What the exercise asks
Skip the pictures and extract all of the lines exactly as written.

Source data
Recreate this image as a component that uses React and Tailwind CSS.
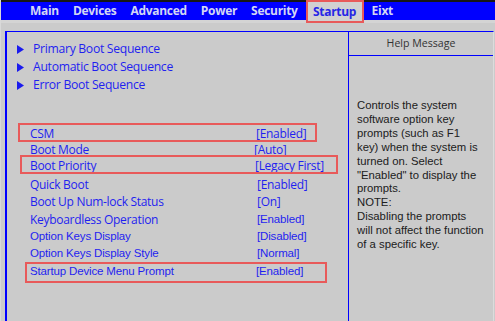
export default function App() {
  const os = "font-['Open_Sans',sans-serif] text-[12px] tracking-[-0.3px]";
  const ls = "font-['Liberation_Sans',Arial,sans-serif] text-[11.5px] tracking-[-0.15px]";
  const rows = [
    { label: "CSM", value: "[Enabled]", mt: "mt-[32px]", lf: os, vf: os, vx: "pl-[0px]", box: "left-[11px] -top-[3px] w-[299px] h-[19px]" },
    { label: "Boot Mode", value: "[Auto]", mt: "mt-[0px]", lf: os, vf: os, vx: "-ml-[2px]" },
    { label: "Boot Priority", value: "[Legacy First]", mt: "mt-[0px]", lf: os, vf: os, vx: "-ml-[1px]", box: "left-[13px] -top-[3px] w-[318px] h-[19px]" },
    { label: "Quick Boot", value: "[Enabled]", mt: "mt-[3px]", lf: os, vf: os, vx: "ml-[1px]" },
    { label: "Boot Up Num-lock Status", value: "[On]", mt: "mt-[1px]", lf: os, vf: os, vx: "ml-[1px]" },
    { label: "Keyboardless Operation", value: "[Enabled]", mt: "mt-[2px]", lf: os, vf: ls, vx: "ml-[1px]" },
    { label: "Option Keys Display", value: "[Disabled]", mt: "mt-[1px]", lf: ls, vf: ls, vx: "ml-[1px]" },
    { label: "Option Keys Display Style", value: "[Normal]", mt: "mt-[1px]", lf: ls, vf: ls, vx: "ml-[1px]" },
    { label: "Startup Device Menu Prompt", value: "[Enabled]", mt: "mt-[2px]", lf: ls, vf: ls, vx: "pl-[0px]", box: "left-[18px] -top-[2px] w-[302px] h-[21px]" },
  ];
  const upper = ["Primary Boot Sequence", "Automatic Boot Sequence", "Error Boot Sequence"];
  const help = [
    "Controls the system",
    "software option key",
    "prompts (such as F1",
    "key) when the system is",
    "turned on. Select",
    "\"Enabled\" to display the",
    "prompts.",
    "NOTE:",
    "Disabling the prompts",
    "will not affect the function",
    "of a specific key.",
  ];
  return (
    <div className="w-[495px] h-[321px] bg-[#cbcbcb] overflow-hidden flex flex-col border-l border-l-[#d9d9d9]">
      <div className="h-[2px] bg-[#161616] shrink-0" />
      <div className="h-[18px] bg-[#0000ff] flex items-center pl-[22px] font-['Open_Sans',sans-serif] font-bold text-[12px] tracking-[-0.3px] text-[#d3d7f3] shrink-0">
        <span className="px-[7px]">Main</span>
        <span className="px-[7px]">Devices</span>
        <span className="px-[7px]">Advanced</span>
        <span className="px-[7px]">Power</span>
        <span className="px-[7px]">Security</span>
        <span className="ml-[1px] self-start -mt-[2px] h-[23px] w-[58px] border-2 border-[#e85a5a] bg-[#d1d1d1] text-[#2626e6] flex items-center justify-center relative z-10">Startup</span>
        <span className="px-[8px]">Eixt</span>
      </div>
      <div className="h-[3px] bg-[#d4d4d4] shrink-0" />
      <div className="mt-[8px] ml-[4px] mr-[1px] flex-1 flex border-t border-l-2 border-[#0000ff] border-r border-r-[#dcdcdc]">
        <div className="w-[341px] shrink-0 pt-[8px] text-[#1f1ff0]">
          {upper.map((u) => (
            <div key={u} className={`h-[18px] flex items-center ${os}`}>
              <svg width="7" height="9" viewBox="0 0 7 9" className="ml-[10px] mr-[9px] shrink-0">
                <path d="M0 0 L7 4.5 L0 9 Z" fill="#1a1aee" />
              </svg>
              <span className="text-[12.2px]">{u}</span>
            </div>
          ))}
          {rows.map((r) => (
            <div key={r.label} className={`relative h-[16px] flex items-center pl-[23px] ${r.mt}`}>
              <span className={`w-[226px] whitespace-nowrap ${r.lf}`}>{r.label}</span>
              <span className={`whitespace-nowrap ${r.vf} ${r.vx}`}>{r.value}</span>
              {r.box && <div className={`absolute border-2 border-[#e85a5a] ${r.box}`} />}
            </div>
          ))}
        </div>
        <div className="flex-1 border-l border-[#0000ff] flex flex-col">
          <div className="h-[24px] border-b border-[#0000ff] flex items-center justify-center font-['Open_Sans',sans-serif] text-[10.6px] text-[#333] shrink-0">Help Message</div>
          <div className="pt-[43px] pl-[8px] font-['Liberation_Sans',Arial,sans-serif] text-[11.3px] leading-[13.9px] text-[#202020]">
            {help.map((h) => (
              <div key={h} className="whitespace-nowrap">{h}</div>
            ))}
          </div>
        </div>
      </div>
    </div>
  );
}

Exercise answer
Recreate this image as a component that uses React and Tailwind CSS.
export default function App() {
  const os = "font-['Open_Sans',sans-serif] text-[12px] tracking-[-0.3px]";
  const ls = "font-['Liberation_Sans',Arial,sans-serif] text-[11.5px] tracking-[-0.15px]";
  const rows = [
    { label: "CSM", value: "[Enabled]", mt: "mt-[32px]", lf: os, vf: os, vx: "pl-[0px]", box: "left-[11px] -top-[3px] w-[299px] h-[19px]" },
    { label: "Boot Mode", value: "[Auto]", mt: "mt-[0px]", lf: os, vf: os, vx: "-ml-[2px]" },
    { label: "Boot Priority", value: "[Legacy First]", mt: "mt-[0px]", lf: os, vf: os, vx: "-ml-[1px]", box: "left-[13px] -top-[3px] w-[318px] h-[19px]" },
    { label: "Quick Boot", value: "[Enabled]", mt: "mt-[3px]", lf: os, vf: os, vx: "ml-[1px]" },
    { label: "Boot Up Num-lock Status", value: "[On]", mt: "mt-[1px]", lf: os, vf: os, vx: "ml-[1px]" },
    { label: "Keyboardless Operation", value: "[Enabled]", mt: "mt-[2px]", lf: os, vf: ls, vx: "ml-[1px]" },
    { label: "Option Keys Display", value: "[Disabled]", mt: "mt-[1px]", lf: ls, vf: ls, vx: "ml-[1px]" },
    { label: "Option Keys Display Style", value: "[Normal]", mt: "mt-[1px]", lf: ls, vf: ls, vx: "ml-[1px]" },
    { label: "Startup Device Menu Prompt", value: "[Enabled]", mt: "mt-[2px]", lf: ls, vf: ls, vx: "pl-[0px]", box: "left-[18px] -top-[2px] w-[302px] h-[21px]" },
  ];
  const upper = ["Primary Boot Sequence", "Automatic Boot Sequence", "Error Boot Sequence"];
  const help = [
    "Controls the system",
    "software option key",
    "prompts (such as F1",
    "key) when the system is",
    "turned on. Select",
    "\"Enabled\" to display the",
    "prompts.",
    "NOTE:",
    "Disabling the prompts",
    "will not affect the function",
    "of a specific key.",
  ];
  return (
    <div className="w-[495px] h-[321px] bg-[#cbcbcb] overflow-hidden flex flex-col border-l border-l-[#d9d9d9]">
      <div className="h-[2px] bg-[#161616] shrink-0" />
      <div className="h-[18px] bg-[#0000ff] flex items-center pl-[22px] font-['Open_Sans',sans-serif] font-bold text-[12px] tracking-[-0.3px] text-[#d3d7f3] shrink-0">
        <span className="px-[7px]">Main</span>
        <span className="px-[7px]">Devices</span>
        <span className="px-[7px]">Advanced</span>
        <span className="px-[7px]">Power</span>
        <span className="px-[7px]">Security</span>
        <span className="ml-[1px] self-start -mt-[2px] h-[23px] w-[58px] border-2 border-[#e85a5a] bg-[#d1d1d1] text-[#2626e6] flex items-center justify-center relative z-10">Startup</span>
        <span className="px-[8px]">Eixt</span>
      </div>
      <div className="h-[3px] bg-[#d4d4d4] shrink-0" />
      <div className="mt-[8px] ml-[4px] mr-[1px] flex-1 flex border-t border-l-2 border-[#0000ff] border-r border-r-[#dcdcdc]">
        <div className="w-[341px] shrink-0 pt-[8px] text-[#1f1ff0]">
          {upper.map((u) => (
            <div key={u} className={`h-[18px] flex items-center ${os}`}>
              <svg width="7" height="9" viewBox="0 0 7 9" className="ml-[10px] mr-[9px] shrink-0">
                <path d="M0 0 L7 4.5 L0 9 Z" fill="#1a1aee" />
              </svg>
              <span className="text-[12.2px]">{u}</span>
            </div>
          ))}
          {rows.map((r) => (
            <div key={r.label} className={`relative h-[16px] flex items-center pl-[23px] ${r.mt}`}>
              <span className={`w-[226px] whitespace-nowrap ${r.lf}`}>{r.label}</span>
              <span className={`whitespace-nowrap ${r.vf} ${r.vx}`}>{r.value}</span>
              {r.box && <div className={`absolute border-2 border-[#e85a5a] ${r.box}`} />}
            </div>
          ))}
        </div>
        <div className="flex-1 border-l border-[#0000ff] flex flex-col">
          <div className="h-[24px] border-b border-[#0000ff] flex items-center justify-center font-['Open_Sans',sans-serif] text-[10.6px] text-[#333] shrink-0">Help Message</div>
          <div className="pt-[43px] pl-[8px] font-['Liberation_Sans',Arial,sans-serif] text-[11.3px] leading-[13.9px] text-[#202020]">
            {help.map((h) => (
              <div key={h} className="whitespace-nowrap">{h}</div>
            ))}
          </div>
        </div>
      </div>
    </div>
  );
}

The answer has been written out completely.